A strategic briefing for Chief Financial Officers
Workflow automation is no longer a speculative technology investment. Done well, it generates measurable cash returns, compresses payback periods, and frees scarce talent for higher-value work. This report equips CFOs with a step-by-step financial framework, current benchmark data, and risk-adjusted evaluation methods to support board-level decisions on automating enterprise processes.
One-sentence takeaway: Well-scoped automation programs typically recover their initial cash outlay within 6-12 months, deliver 200%-plus IRR, and unlock strategic agility that conventional cost-cutting cannot match12.
1. Why ROI Matters to the Finance Office
1.1 Capital discipline under digital pressure
- McKinsey reports 92% of executives are increasing AI budgets, yet 68% still label automation ROI “uncertain”3.
- Rising rates make hurdle-rate compliance tougher; every dollar allocated to bots must out-earn alternative uses.
1.2 Value drivers unique to workflow automation
- Hard savings: labour hours, error rework, paper/storage, early-payment discounts4.
- Revenue lift: faster sales cycles, capacity expansion (up to 30% productivity jump5).
- Risk and compliance: reduction in penalties, audit costs, fraud exposure6.
- Soft gains: talent retention, customer NPS, analytic visibility—often decisive in CFO scoring models.

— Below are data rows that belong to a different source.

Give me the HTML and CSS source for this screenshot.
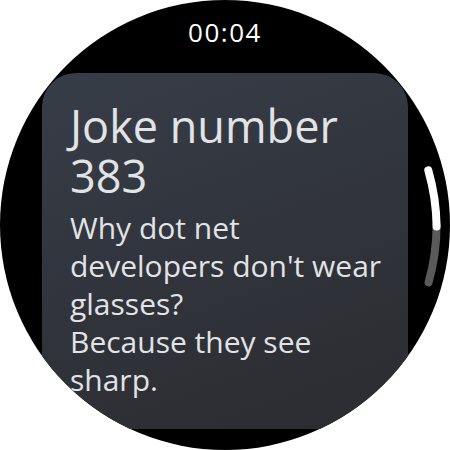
FILE: index.html
```html
<!DOCTYPE html>
<html lang="en">
<head>
    <meta charset="utf-8"/>
    <meta name="viewport" content="width=device-width, initial-scale=1.0">
    <title>Joke</title>
    <link rel="stylesheet" href="styles.css">
</head>
<body>
    <div class="watch">
        <div class="time">00:04</div>
        <div class="card">
            <h1>Joke number 383</h1>
            <p>Why dot net developers don't wear glasses?</p>
            <p>Because they see sharp.</p>
        </div>
        <!-- scroll indicator follows the bezel -->
        <svg class="scroll" viewBox="0 0 450 450">
            <path class="track" d="M 436.6 225.0 A 211.5 211.5 0 0 1 428.6 282.4"/>
            <path class="thumb" d="M 428.3 170.3 A 211.5 211.5 0 0 1 436.6 226.5"/>
        </svg>
    </div>
</body>
</html>
```

FILE: styles.css
```css
body {
    margin: 0;
    padding: 0;
    background-color: #fff;
    font-family: "Open Sans", Roboto, sans-serif;
}
.watch {
    position: relative;
    width: 450px;
    height: 450px;
    border-radius: 50%;
    overflow: hidden;
    background-color: #000;
    display: flex;
    flex-direction: column;
    align-items: center;
}
.time {
    margin-top: 17px;
    height: 31px;
    line-height: 31px;
    font-size: 26px;
    letter-spacing: 1.5px;
    color: #fff;
}
.card {
    box-sizing: border-box;
    width: 366px;
    height: 356px;
    margin-top: 25px;
    padding: 28px 12px 0 28px;
    border-radius: 34px;
    background: linear-gradient(160deg, #373d48 0%, #30333a 55%, #2b2c30 100%);
    color: #e1e3e6;
}
.card h1 {
    margin: 0 0 8px;
    font-size: 45px;
    line-height: 50px;
    font-weight: 400;
}
.card p {
    margin: 0;
    font-size: 30px;
    line-height: 38px;
}
.scroll {
    position: absolute;
    left: 0;
    top: 0;
    width: 450px;
    height: 450px;
    fill: none;
    stroke-width: 8;
    stroke-linecap: round;
}
.scroll .track {
    stroke: #5a5a5a;
}
.scroll .thumb {
    stroke: #fff;
}
```
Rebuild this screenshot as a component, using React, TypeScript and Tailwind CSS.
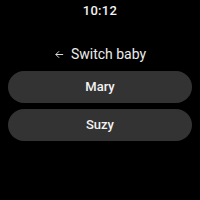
export default function App() {
  const babies = ['Mary', 'Suzy'];

  return (
    <div
      className="w-[200px] h-[200px] bg-black text-white flex flex-col items-center overflow-hidden"
      style={{ fontFamily: 'Roboto, "Liberation Sans", sans-serif' }}
    >
      <div className="mt-[3px] text-[13px] leading-[16px] font-medium tracking-wide text-[#f2f2f2]">10:12</div>

      <div className="mt-[25px] flex items-center gap-[6px] text-[#ececec]">
        <svg width="11" height="11" viewBox="0 0 24 24" fill="none" stroke="currentColor" strokeWidth="2">
          <path d="M20 12H4M11 5l-7 7 7 7" />
        </svg>
        <span className="text-[14px] leading-[20px]">Switch baby</span>
      </div>

      <div className="mt-[7px] w-full px-[8px] flex flex-col gap-[6px]">
        {babies.map(name => (
          <button
            key={name}
            className="w-full h-[32px] rounded-full bg-[#333333] text-[13px] font-medium text-[#f2f2f2]"
          >
            {name}
          </button>
        ))}
      </div>
    </div>
  );
}
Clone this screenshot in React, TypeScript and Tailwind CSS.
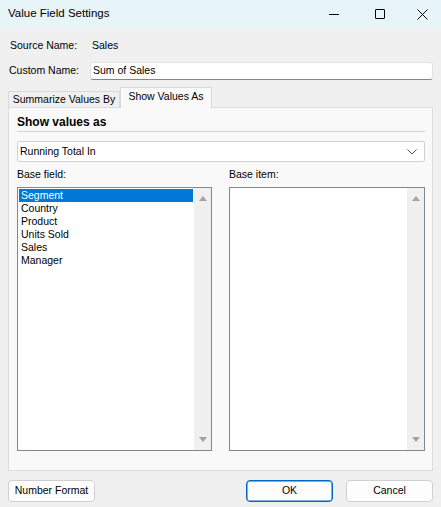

2. Financial Framework for “True ROI”
2.1 Five-step model
| Step | CFO Action | Typical Data Sources |
|---|---|---|
| 1 | Map the baseline process (cycle time, FTE mix, error rates) | Process mining logs, ERP timestamps |
| 2 | Quantify cost & revenue impacts | Loaded salary rates, SLA penalties, DSO metrics |
| 3 | Calculate total investment | Licences, integration, change-management, cloud OPEX |
| 4 | Model benefits over time | Conservative, realistic, and aggressive scenarios7 |
| 5 | Apply risk-adjusted metrics | Payback period, NPV @ WACC, IRR, sensitivity bands |
2.2 Core equations
Net Benefit (Year n) = Hard Savings + Revenue Uplift – Ongoing Costs ROI = Σ Net Benefits / Total Investment Payback Months = Total Investment / Average Monthly Net Benefit
3. Benchmarks from Recent Case Studies
| Sector & Scope | Hard ROI | Payback | Key Lever | Source |
|---|---|---|---|---|
| ASEAN bank – RPA for core-banking data moves | 1800% | 0.5 mo | 83% cycle-time cut | 8 |
| Global enterprises (average RPA suite) | 250% | 7.5 mo | Labour & error savings | 9 |
| U.S. healthcare system – revenue-cycle suite | 275% | 12 mo | Denial reduction 46% | 10 |
| Mid-size manufacturer – invoice automation | 120% | 18 mo | Early-pay discounts | 11 |
The dispersion highlights the CFO’s task: align automation scope with highest-yield constraints rather than generic “bot counts”.
Real-world payback variability

Real-world workflow automation projects show widely varying payback periods, from weeks to over a year.
4. Deep-Dive: SME Financial Model
Many CFOs manage firms of 20-500 employees, where capital is scarce and risk tolerance modest. An illustrative year-1 P&L impact:
| Labour | Errors | Cashflow | Total Benefits | Software | Impl. | Training | Total Costs | |
|---|---|---|---|---|---|---|---|---|
| USD 000 | 120 | 30 | 20 | 170 | 40 | 15 | 5 | 60 |
- ROI = 170/60 = 283%
- Payback = 60 ÷ 14.2 = 4.2 months
Benefit-cost composition

Example SME project: benefits outweigh costs 3:1 in first year.
5. From Pilot to Portfolio: CFO Playbook
5.1 Selecting high-yield candidates
- High volume + rule-based + error-sensitive (AP/AR, order-to-cash).
- Processes throttling revenue (prior-auth in healthcare10).
- Compliance hotspots with audit penalties (KYC, HIPAA, VAT).
5.2 Funding and governance
- Cap-ex vs Op-ex: SaaS licences often qualify as operating expense, easing budget approvals.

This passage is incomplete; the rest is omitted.